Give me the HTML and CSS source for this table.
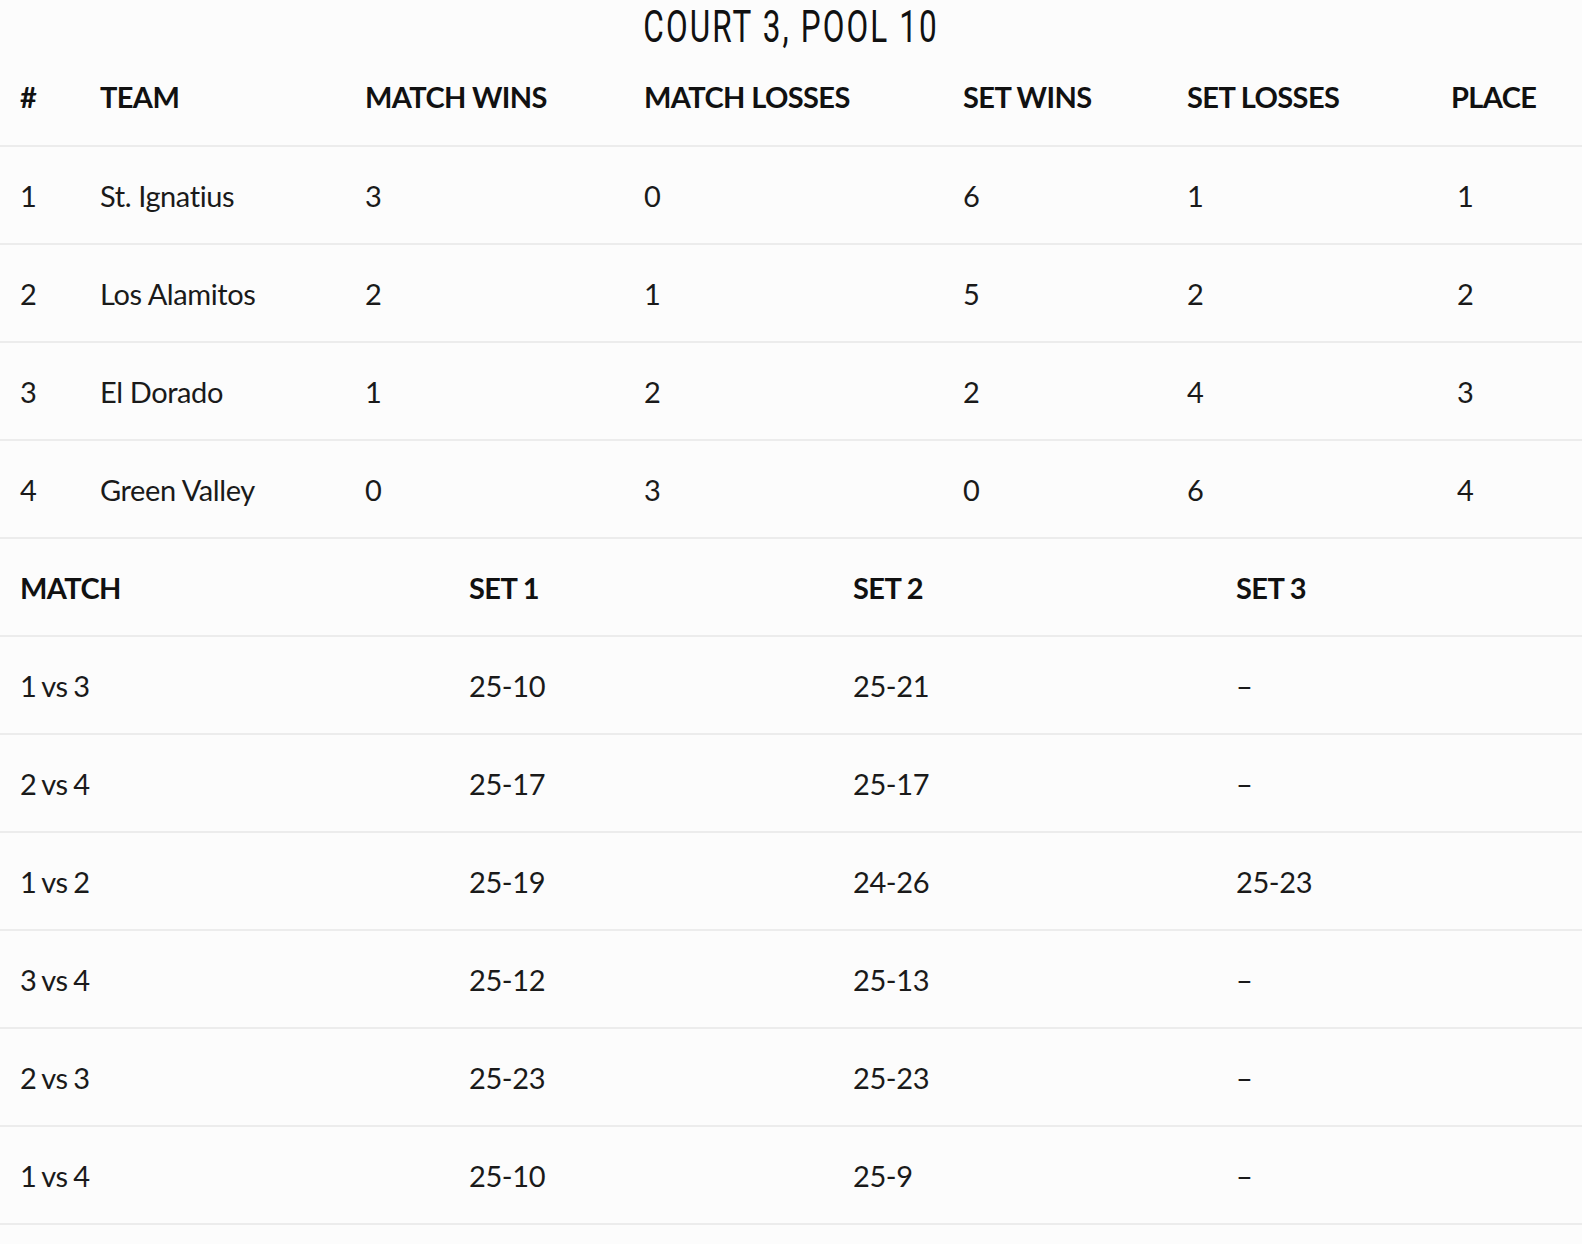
FILE: index.html
```html
<!DOCTYPE html>
<html lang="en">
<head>
<meta charset="utf-8">
<title>Court 3, Pool 10</title>
<link rel="stylesheet" href="styles.css">
</head>
<body>
<div class="title-wrap"><h1 class="title">COURT 3, POOL 10</h1></div>
<table class="grid standings">
  <colgroup>
    <col class="c-num"><col class="c-team"><col class="c-mw"><col class="c-ml"><col class="c-sw"><col class="c-sl"><col class="c-pl">
  </colgroup>
  <thead>
    <tr><th>#</th><th>TEAM</th><th>MATCH WINS</th><th>MATCH LOSSES</th><th>SET WINS</th><th>SET LOSSES</th><th>PLACE</th></tr>
  </thead>
  <tbody>
    <tr><td>1</td><td>St. Ignatius</td><td>3</td><td>0</td><td>6</td><td>1</td><td class="place">1</td></tr>
    <tr><td>2</td><td>Los Alamitos</td><td>2</td><td>1</td><td>5</td><td>2</td><td class="place">2</td></tr>
    <tr><td>3</td><td>El Dorado</td><td>1</td><td>2</td><td>2</td><td>4</td><td class="place">3</td></tr>
    <tr><td>4</td><td>Green Valley</td><td>0</td><td>3</td><td>0</td><td>6</td><td class="place">4</td></tr>
  </tbody>
</table>
<table class="grid matches">
  <colgroup>
    <col class="m-match"><col class="m-s1"><col class="m-s2"><col class="m-s3">
  </colgroup>
  <thead>
    <tr><th>MATCH</th><th>SET 1</th><th>SET 2</th><th>SET 3</th></tr>
  </thead>
  <tbody>
    <tr><td class="vs">1 vs 3</td><td>25-10</td><td>25-21</td><td>–</td></tr>
    <tr><td class="vs">2 vs 4</td><td>25-17</td><td>25-17</td><td>–</td></tr>
    <tr><td class="vs">1 vs 2</td><td>25-19</td><td>24-26</td><td>25-23</td></tr>
    <tr><td class="vs">3 vs 4</td><td>25-12</td><td>25-13</td><td>–</td></tr>
    <tr><td class="vs">2 vs 3</td><td>25-23</td><td>25-23</td><td>–</td></tr>
    <tr><td class="vs">1 vs 4</td><td>25-10</td><td>25-9</td><td>–</td></tr>
  </tbody>
</table>
</body>
</html>
```

FILE: styles.css
```css
html, body {
  margin: 0;
  padding: 0;
  background: #fcfcfc;
  color: #111;
  font-family: "Lato", "Noto Sans", sans-serif;
}

.title-wrap {
  height: 48px;
  display: flex;
  justify-content: center;
  align-items: flex-start;
}

.title {
  margin: 0;
  font-family: "Roboto", "DejaVu Sans", sans-serif;
  font-weight: 400;
  font-size: 45px;
  line-height: 54px;
  letter-spacing: 3px;
  color: #111;
  transform: scaleX(0.7);
  white-space: nowrap;
}

.grid {
  width: 100%;
  border-collapse: collapse;
  table-layout: fixed;
}

.grid th,
.grid td {
  text-align: left;
  vertical-align: middle;
  padding: 0 0 0 20px;
  height: 96px;
  white-space: nowrap;
}

.standings thead th {
  height: 97px;
}

.grid th {
  font-weight: 700;
  font-size: 29px;
  letter-spacing: -0.6px;
}

.grid td {
  font-weight: 400;
  font-size: 29px;
  letter-spacing: -0.4px;
  color: #1a1a1a;
  border-bottom: 2px solid #ececec;
}

.grid thead th {
  border-bottom: 2px solid #ececec;
}

.grid td.place {
  padding-left: 26px;
}

.grid td.vs {
  word-spacing: -1.5px;
}

.c-num { width: 80px; }
.c-team { width: 265px; }
.c-mw { width: 279px; }
.c-ml { width: 319px; }
.c-sw { width: 224px; }
.c-sl { width: 264px; }
.c-pl { width: 151px; }

.m-match { width: 449px; }
.m-s1 { width: 384px; }
.m-s2 { width: 383px; }
.m-s3 { width: 366px; }
```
• • •
THE PROBLEM: Leave out the pictures and give the listing above again exactly.

RESULT FOR THIS TASK:
Give me the HTML and CSS source for this table.
FILE: index.html
```html
<!DOCTYPE html>
<html lang="en">
<head>
<meta charset="utf-8">
<title>Court 3, Pool 10</title>
<link rel="stylesheet" href="styles.css">
</head>
<body>
<div class="title-wrap"><h1 class="title">COURT 3, POOL 10</h1></div>
<table class="grid standings">
  <colgroup>
    <col class="c-num"><col class="c-team"><col class="c-mw"><col class="c-ml"><col class="c-sw"><col class="c-sl"><col class="c-pl">
  </colgroup>
  <thead>
    <tr><th>#</th><th>TEAM</th><th>MATCH WINS</th><th>MATCH LOSSES</th><th>SET WINS</th><th>SET LOSSES</th><th>PLACE</th></tr>
  </thead>
  <tbody>
    <tr><td>1</td><td>St. Ignatius</td><td>3</td><td>0</td><td>6</td><td>1</td><td class="place">1</td></tr>
    <tr><td>2</td><td>Los Alamitos</td><td>2</td><td>1</td><td>5</td><td>2</td><td class="place">2</td></tr>
    <tr><td>3</td><td>El Dorado</td><td>1</td><td>2</td><td>2</td><td>4</td><td class="place">3</td></tr>
    <tr><td>4</td><td>Green Valley</td><td>0</td><td>3</td><td>0</td><td>6</td><td class="place">4</td></tr>
  </tbody>
</table>
<table class="grid matches">
  <colgroup>
    <col class="m-match"><col class="m-s1"><col class="m-s2"><col class="m-s3">
  </colgroup>
  <thead>
    <tr><th>MATCH</th><th>SET 1</th><th>SET 2</th><th>SET 3</th></tr>
  </thead>
  <tbody>
    <tr><td class="vs">1 vs 3</td><td>25-10</td><td>25-21</td><td>–</td></tr>
    <tr><td class="vs">2 vs 4</td><td>25-17</td><td>25-17</td><td>–</td></tr>
    <tr><td class="vs">1 vs 2</td><td>25-19</td><td>24-26</td><td>25-23</td></tr>
    <tr><td class="vs">3 vs 4</td><td>25-12</td><td>25-13</td><td>–</td></tr>
    <tr><td class="vs">2 vs 3</td><td>25-23</td><td>25-23</td><td>–</td></tr>
    <tr><td class="vs">1 vs 4</td><td>25-10</td><td>25-9</td><td>–</td></tr>
  </tbody>
</table>
</body>
</html>
```

FILE: styles.css
```css
html, body {
  margin: 0;
  padding: 0;
  background: #fcfcfc;
  color: #111;
  font-family: "Lato", "Noto Sans", sans-serif;
}

.title-wrap {
  height: 48px;
  display: flex;
  justify-content: center;
  align-items: flex-start;
}

.title {
  margin: 0;
  font-family: "Roboto", "DejaVu Sans", sans-serif;
  font-weight: 400;
  font-size: 45px;
  line-height: 54px;
  letter-spacing: 3px;
  color: #111;
  transform: scaleX(0.7);
  white-space: nowrap;
}

.grid {
  width: 100%;
  border-collapse: collapse;
  table-layout: fixed;
}

.grid th,
.grid td {
  text-align: left;
  vertical-align: middle;
  padding: 0 0 0 20px;
  height: 96px;
  white-space: nowrap;
}

.standings thead th {
  height: 97px;
}

.grid th {
  font-weight: 700;
  font-size: 29px;
  letter-spacing: -0.6px;
}

.grid td {
  font-weight: 400;
  font-size: 29px;
  letter-spacing: -0.4px;
  color: #1a1a1a;
  border-bottom: 2px solid #ececec;
}

.grid thead th {
  border-bottom: 2px solid #ececec;
}

.grid td.place {
  padding-left: 26px;
}

.grid td.vs {
  word-spacing: -1.5px;
}

.c-num { width: 80px; }
.c-team { width: 265px; }
.c-mw { width: 279px; }
.c-ml { width: 319px; }
.c-sw { width: 224px; }
.c-sl { width: 264px; }
.c-pl { width: 151px; }

.m-match { width: 449px; }
.m-s1 { width: 384px; }
.m-s2 { width: 383px; }
.m-s3 { width: 366px; }
```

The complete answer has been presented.